╔══
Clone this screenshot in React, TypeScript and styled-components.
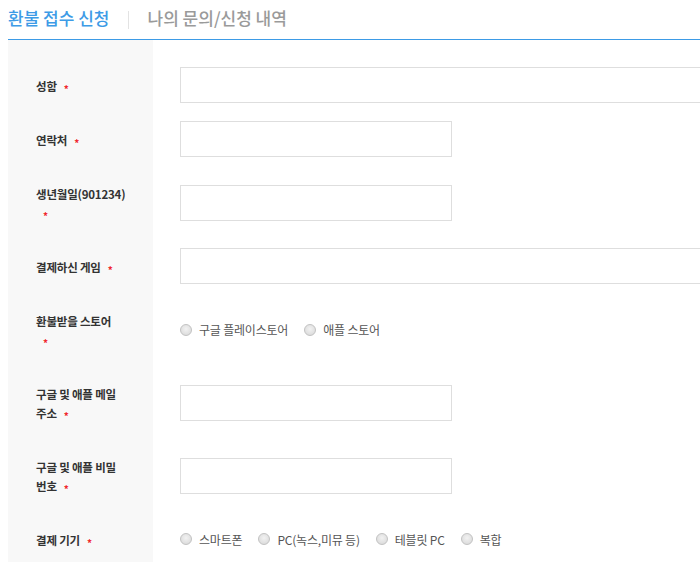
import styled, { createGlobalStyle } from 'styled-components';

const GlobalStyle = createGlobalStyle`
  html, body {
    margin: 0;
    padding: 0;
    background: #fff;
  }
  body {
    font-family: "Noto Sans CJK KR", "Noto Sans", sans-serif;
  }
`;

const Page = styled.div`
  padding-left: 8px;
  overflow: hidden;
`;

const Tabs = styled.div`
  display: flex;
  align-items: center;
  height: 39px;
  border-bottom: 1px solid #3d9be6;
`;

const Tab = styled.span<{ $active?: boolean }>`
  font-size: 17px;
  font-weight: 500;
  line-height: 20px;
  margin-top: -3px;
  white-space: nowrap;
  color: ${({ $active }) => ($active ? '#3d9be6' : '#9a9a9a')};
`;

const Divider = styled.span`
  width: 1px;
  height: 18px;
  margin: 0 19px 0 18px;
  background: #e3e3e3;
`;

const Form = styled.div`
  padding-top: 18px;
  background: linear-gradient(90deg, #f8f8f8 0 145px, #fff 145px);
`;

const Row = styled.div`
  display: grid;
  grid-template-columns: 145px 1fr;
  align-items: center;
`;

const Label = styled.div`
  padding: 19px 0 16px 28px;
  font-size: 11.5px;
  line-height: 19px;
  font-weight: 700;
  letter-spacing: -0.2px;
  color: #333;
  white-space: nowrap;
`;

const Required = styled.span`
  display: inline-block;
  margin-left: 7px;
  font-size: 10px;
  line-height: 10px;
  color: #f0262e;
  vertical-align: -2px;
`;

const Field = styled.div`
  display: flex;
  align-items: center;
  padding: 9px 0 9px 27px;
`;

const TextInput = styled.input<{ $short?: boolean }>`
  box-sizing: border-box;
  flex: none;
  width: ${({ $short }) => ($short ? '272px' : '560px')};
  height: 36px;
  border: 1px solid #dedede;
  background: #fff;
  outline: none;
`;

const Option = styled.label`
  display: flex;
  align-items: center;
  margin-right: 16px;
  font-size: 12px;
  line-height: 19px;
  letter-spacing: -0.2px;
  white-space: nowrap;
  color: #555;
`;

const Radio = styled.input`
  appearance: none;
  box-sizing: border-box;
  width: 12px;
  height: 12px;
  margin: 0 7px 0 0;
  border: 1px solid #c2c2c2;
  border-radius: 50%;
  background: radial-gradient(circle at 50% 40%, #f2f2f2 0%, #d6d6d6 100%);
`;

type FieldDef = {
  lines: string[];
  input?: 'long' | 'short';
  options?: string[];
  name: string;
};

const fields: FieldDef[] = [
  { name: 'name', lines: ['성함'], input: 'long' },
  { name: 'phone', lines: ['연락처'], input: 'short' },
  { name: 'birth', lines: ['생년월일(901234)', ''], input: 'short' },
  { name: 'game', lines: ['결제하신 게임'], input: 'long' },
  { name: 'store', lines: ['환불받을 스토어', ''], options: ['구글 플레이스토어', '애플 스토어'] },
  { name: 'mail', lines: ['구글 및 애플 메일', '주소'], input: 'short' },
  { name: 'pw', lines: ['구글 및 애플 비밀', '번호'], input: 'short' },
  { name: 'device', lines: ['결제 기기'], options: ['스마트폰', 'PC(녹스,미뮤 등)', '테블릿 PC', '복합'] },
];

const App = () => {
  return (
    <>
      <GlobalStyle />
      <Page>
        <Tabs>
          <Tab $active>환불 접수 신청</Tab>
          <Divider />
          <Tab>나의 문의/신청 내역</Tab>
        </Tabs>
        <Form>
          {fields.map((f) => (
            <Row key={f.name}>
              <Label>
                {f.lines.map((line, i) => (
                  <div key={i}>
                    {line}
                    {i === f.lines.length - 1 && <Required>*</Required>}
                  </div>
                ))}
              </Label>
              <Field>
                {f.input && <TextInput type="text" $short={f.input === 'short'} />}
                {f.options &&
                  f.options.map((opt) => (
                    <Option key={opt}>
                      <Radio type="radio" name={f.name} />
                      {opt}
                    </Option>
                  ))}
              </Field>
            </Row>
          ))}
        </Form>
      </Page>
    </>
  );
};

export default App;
╚══
- **Exercise task**:
Output all of the data exactly as it stands, minus any images.

- **Task output**:
Clone this screenshot in React, TypeScript and styled-components.
import styled, { createGlobalStyle } from 'styled-components';

const GlobalStyle = createGlobalStyle`
  html, body {
    margin: 0;
    padding: 0;
    background: #fff;
  }
  body {
    font-family: "Noto Sans CJK KR", "Noto Sans", sans-serif;
  }
`;

const Page = styled.div`
  padding-left: 8px;
  overflow: hidden;
`;

const Tabs = styled.div`
  display: flex;
  align-items: center;
  height: 39px;
  border-bottom: 1px solid #3d9be6;
`;

const Tab = styled.span<{ $active?: boolean }>`
  font-size: 17px;
  font-weight: 500;
  line-height: 20px;
  margin-top: -3px;
  white-space: nowrap;
  color: ${({ $active }) => ($active ? '#3d9be6' : '#9a9a9a')};
`;

const Divider = styled.span`
  width: 1px;
  height: 18px;
  margin: 0 19px 0 18px;
  background: #e3e3e3;
`;

const Form = styled.div`
  padding-top: 18px;
  background: linear-gradient(90deg, #f8f8f8 0 145px, #fff 145px);
`;

const Row = styled.div`
  display: grid;
  grid-template-columns: 145px 1fr;
  align-items: center;
`;

const Label = styled.div`
  padding: 19px 0 16px 28px;
  font-size: 11.5px;
  line-height: 19px;
  font-weight: 700;
  letter-spacing: -0.2px;
  color: #333;
  white-space: nowrap;
`;

const Required = styled.span`
  display: inline-block;
  margin-left: 7px;
  font-size: 10px;
  line-height: 10px;
  color: #f0262e;
  vertical-align: -2px;
`;

const Field = styled.div`
  display: flex;
  align-items: center;
  padding: 9px 0 9px 27px;
`;

const TextInput = styled.input<{ $short?: boolean }>`
  box-sizing: border-box;
  flex: none;
  width: ${({ $short }) => ($short ? '272px' : '560px')};
  height: 36px;
  border: 1px solid #dedede;
  background: #fff;
  outline: none;
`;

const Option = styled.label`
  display: flex;
  align-items: center;
  margin-right: 16px;
  font-size: 12px;
  line-height: 19px;
  letter-spacing: -0.2px;
  white-space: nowrap;
  color: #555;
`;

const Radio = styled.input`
  appearance: none;
  box-sizing: border-box;
  width: 12px;
  height: 12px;
  margin: 0 7px 0 0;
  border: 1px solid #c2c2c2;
  border-radius: 50%;
  background: radial-gradient(circle at 50% 40%, #f2f2f2 0%, #d6d6d6 100%);
`;

type FieldDef = {
  lines: string[];
  input?: 'long' | 'short';
  options?: string[];
  name: string;
};

const fields: FieldDef[] = [
  { name: 'name', lines: ['성함'], input: 'long' },
  { name: 'phone', lines: ['연락처'], input: 'short' },
  { name: 'birth', lines: ['생년월일(901234)', ''], input: 'short' },
  { name: 'game', lines: ['결제하신 게임'], input: 'long' },
  { name: 'store', lines: ['환불받을 스토어', ''], options: ['구글 플레이스토어', '애플 스토어'] },
  { name: 'mail', lines: ['구글 및 애플 메일', '주소'], input: 'short' },
  { name: 'pw', lines: ['구글 및 애플 비밀', '번호'], input: 'short' },
  { name: 'device', lines: ['결제 기기'], options: ['스마트폰', 'PC(녹스,미뮤 등)', '테블릿 PC', '복합'] },
];

const App = () => {
  return (
    <>
      <GlobalStyle />
      <Page>
        <Tabs>
          <Tab $active>환불 접수 신청</Tab>
          <Divider />
          <Tab>나의 문의/신청 내역</Tab>
        </Tabs>
        <Form>
          {fields.map((f) => (
            <Row key={f.name}>
              <Label>
                {f.lines.map((line, i) => (
                  <div key={i}>
                    {line}
                    {i === f.lines.length - 1 && <Required>*</Required>}
                  </div>
                ))}
              </Label>
              <Field>
                {f.input && <TextInput type="text" $short={f.input === 'short'} />}
                {f.options &&
                  f.options.map((opt) => (
                    <Option key={opt}>
                      <Radio type="radio" name={f.name} />
                      {opt}
                    </Option>
                  ))}
              </Field>
            </Row>
          ))}
        </Form>
      </Page>
    </>
  );
};

export default App;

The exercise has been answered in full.